JROSESLA · October 21, 2021, 6:58pm

Ah good; it wasn’t just that I was missing something by skimming too quickly. As it turns out, my RA has class at that day/time and so do I so I said I’d ask you guys if you were willing to record the session.

nikopartanen · October 21, 2021, 7:12pm

I was thinking gathertown was pretty good the last time I was around, but also Zoom works. I’m fine with recording, although if people want to discuss and present materials they don’t yet want to make more public not recording would also be ok. We are all approachable people too, I think, so your team could also be in touch some other time if this doesn’t work.

pathall · October 21, 2021, 7:24pm

@nqemlen Hey Nick, maybe we could see how Transkribus does with Villegas etc.

nqemlen · October 22, 2021, 2:23am

Great idea, Pat! Let’s go for it.

pathall · November 1, 2021, 3:33pm

I’m going to go ahead and announce the Gather.town link if that’s okay:

https://gather.town/app/OY6JfpUCA03l5Mn4/docling-ocr-workshop

I’ll post this on Twitter too. Looking forward to seeing everyone!

hp3 · May 3, 2023, 9:01pm

Was this recorded by chance? I’m looking for a python based workflow for journal articles with tone and IPA as used in many african contexts.

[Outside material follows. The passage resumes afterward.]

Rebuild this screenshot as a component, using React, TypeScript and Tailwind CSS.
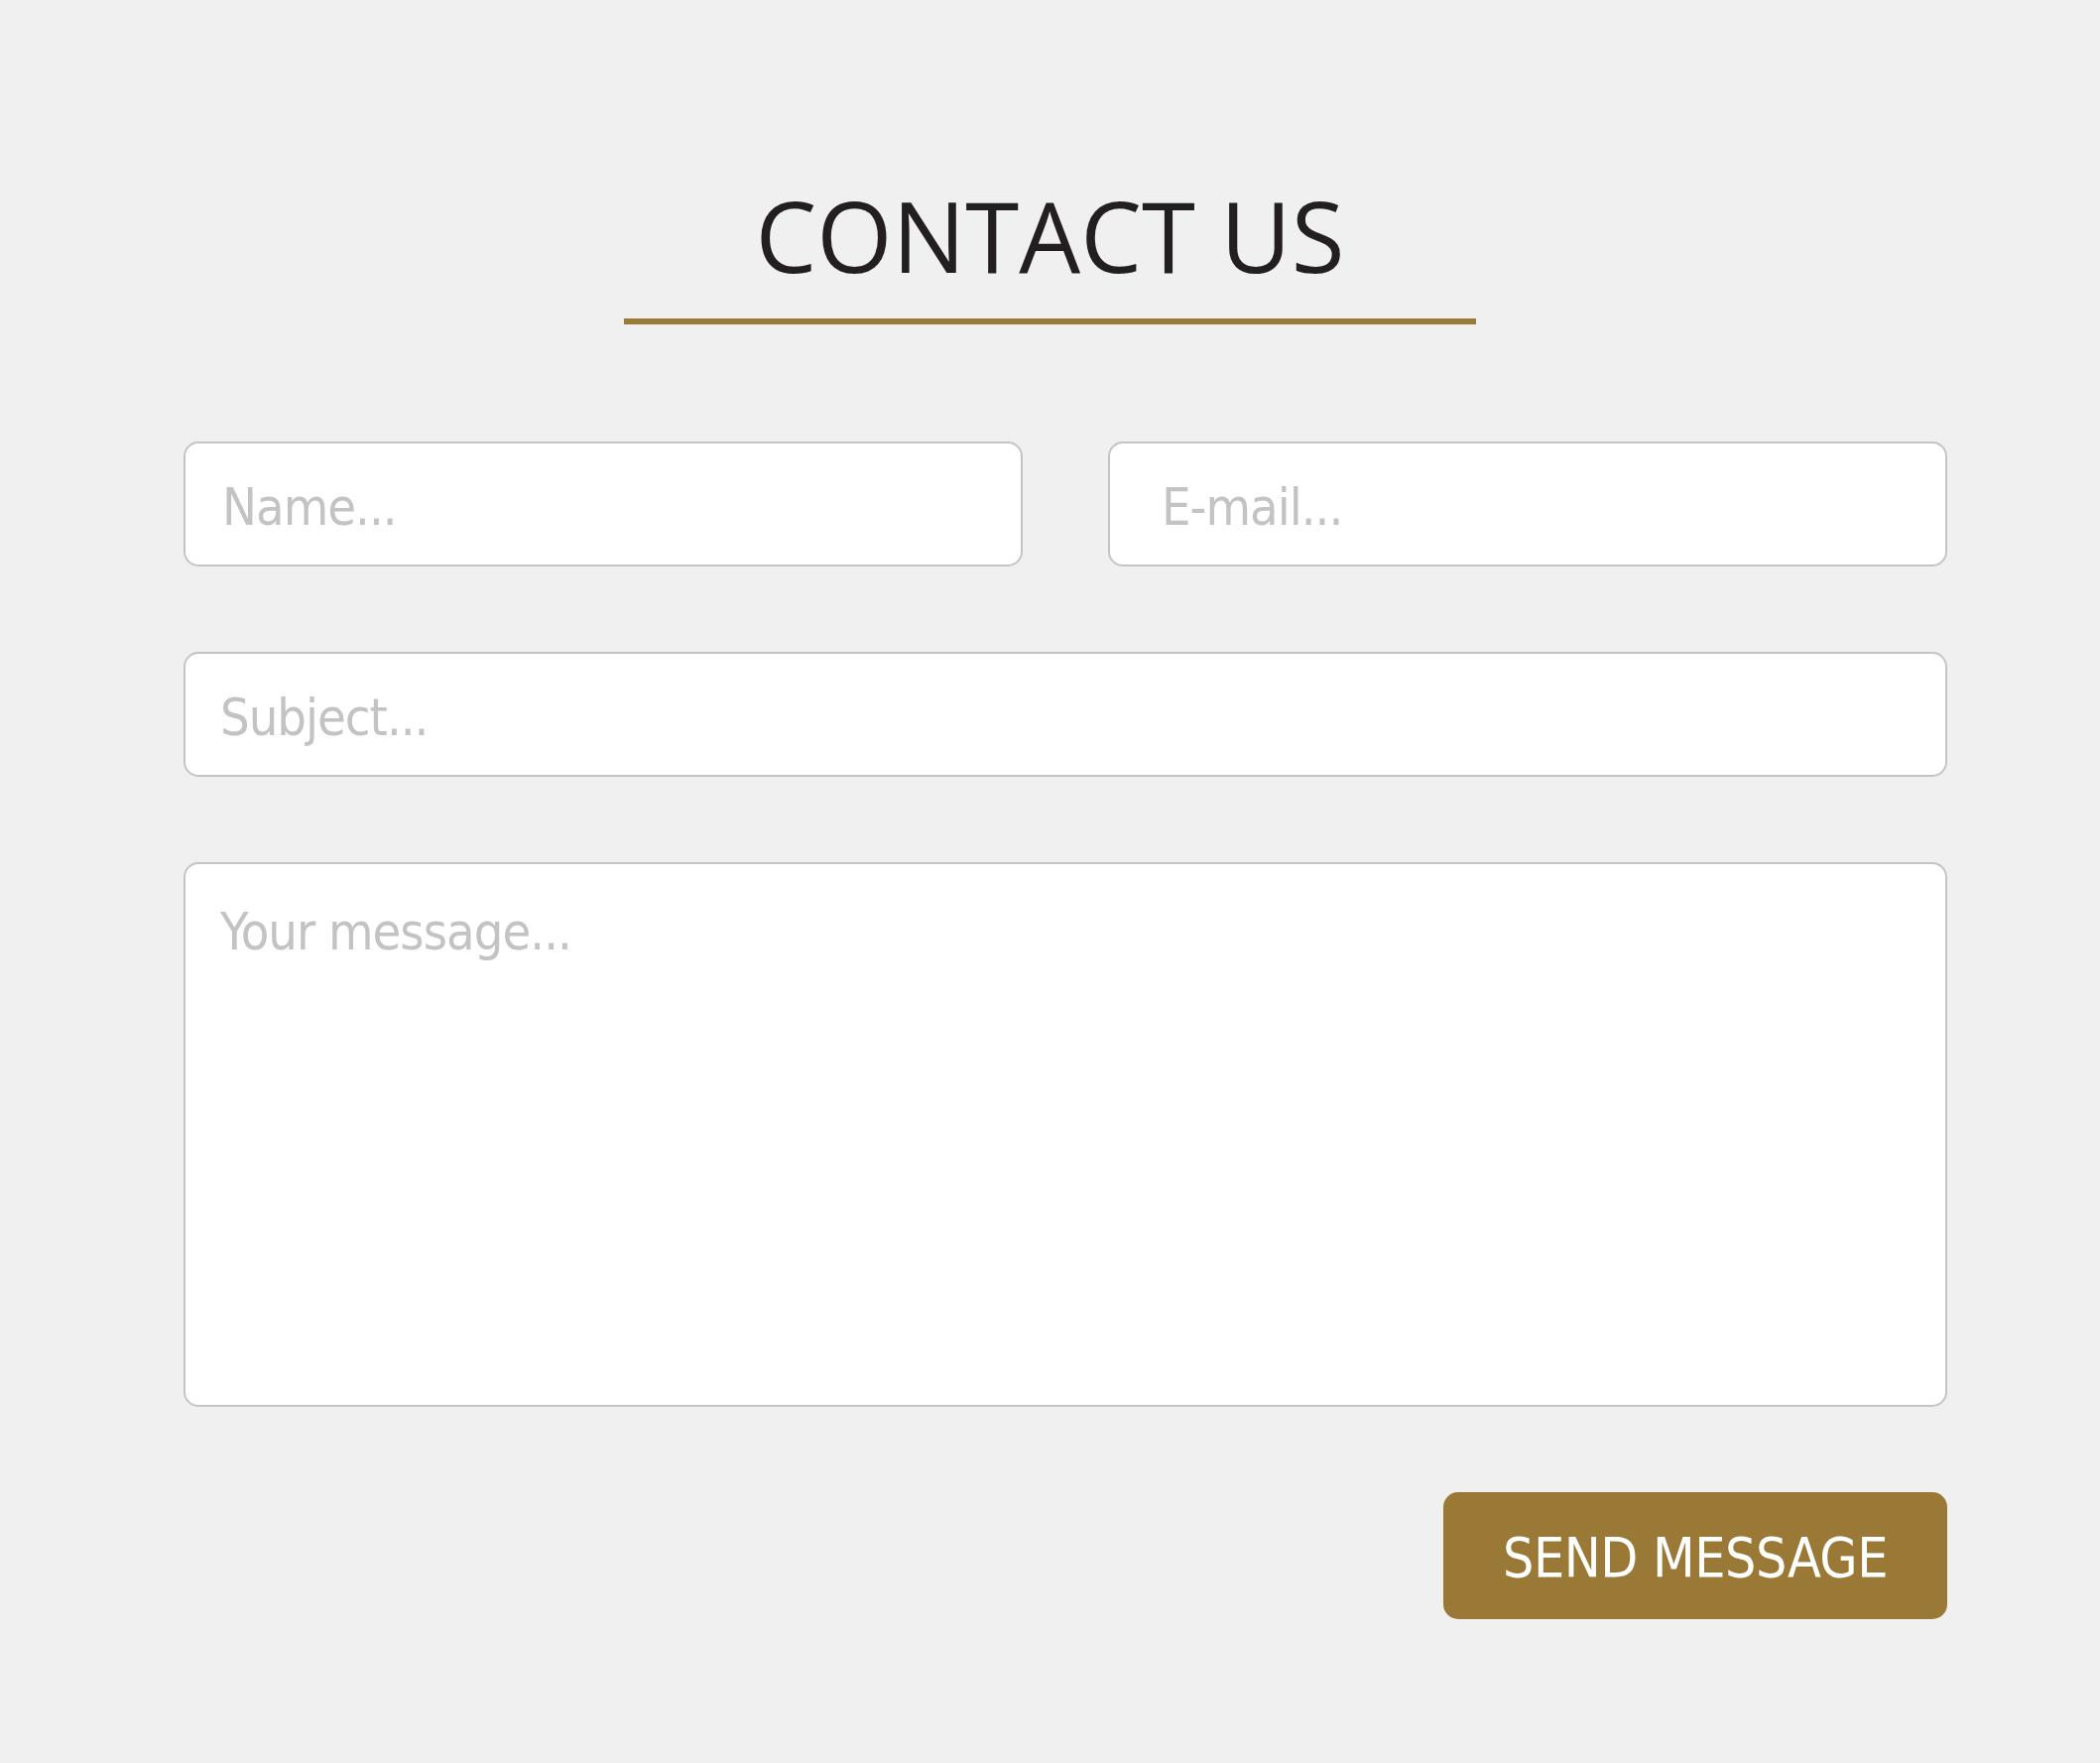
import React from "react";

const fieldFont = {
  fontFamily: '"DejaVu Sans Condensed", "DejaVu Sans", Tahoma, sans-serif',
};

function ContactForm() {
  return (
    <div className="min-h-[1777px] w-full bg-[#f0f0f0] pt-[188px]">
      <div className="flex flex-col items-center">
        <h1
          className="text-[98px] leading-[98px] text-[#231f20] font-normal"
          style={{ fontFamily: '"Open Sans", "Noto Sans", sans-serif' }}
        >
          CONTACT US
        </h1>
        <div className="mt-[35px] h-[6px] w-[859px] bg-[#9b7a36]" />
      </div>

      <form
        className="ml-[185px] mt-[118px] flex w-[1778px] flex-col gap-[86px]"
        style={fieldFont}
        onSubmit={(e) => e.preventDefault()}
      >
        <div className="flex gap-[86px]">
          <input
            type="text"
            placeholder="Name..."
            className="h-[126px] w-[846px] rounded-[15px] border-2 border-[#c4c4c4] bg-white pl-[37px] pt-[6px] text-[52px] tracking-[-1px] text-[#555] outline-none placeholder:text-[#c3c3c3]"
          />
          <input
            type="email"
            placeholder="E-mail..."
            className="h-[126px] w-[846px] rounded-[15px] border-2 border-[#c4c4c4] bg-white pl-[52px] pt-[6px] text-[52px] tracking-[-1px] text-[#555] outline-none placeholder:text-[#c3c3c3]"
          />
        </div>
        <input
          type="text"
          placeholder="Subject..."
          className="h-[126px] w-full rounded-[15px] border-2 border-[#c4c4c4] bg-white pl-[35px] pt-[6px] text-[52px] tracking-[-1px] text-[#555] outline-none placeholder:text-[#c3c3c3]"
        />
        <textarea
          placeholder="Your message..."
          className="h-[549px] w-full resize-none rounded-[15px] border-2 border-[#c4c4c4] bg-white pl-[35px] pt-[37px] text-[52px] leading-[62px] tracking-[-1px] text-[#555] outline-none placeholder:text-[#c3c3c3]"
        />
        <div className="flex justify-end">
          <button
            type="submit"
            className="h-[128px] w-[508px] rounded-[15px] bg-[#9a7936] pt-[5px] text-[55px] tracking-[-0.5px] text-white"
          >
            SEND MESSAGE
          </button>
        </div>
      </form>
    </div>
  );
}

export default function App() {
  return <ContactForm />;
}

pathall · May 7, 2023, 11:39pm

I’m afraid it wasn’t

nikopartanen · May 8, 2023, 10:42am

Hi Hugh, @hp3! You can contact me any time if you have questions. Some things have also improved in a few years, journal articles with tones and IPA sounds very doable nowadays. I would probably just upload everything to Transkribus and then run the model Transkribus Print M1 into maybe ten pages (trying to pick those that contain as many difficult characters as possible). Then you proofread those and train a new model. One thing you can also do is to select pages in the ends of the articles that have just a single paragraph or so, as those are very fast to proofread and you can increase the number of pages that is in the process.

Transkribus is not free nowadays, but all new users get 500 free credits if I remember correctly, and OCR of one printed page is 0.17 credits, meaning you can do a pretty high page number without paying anything.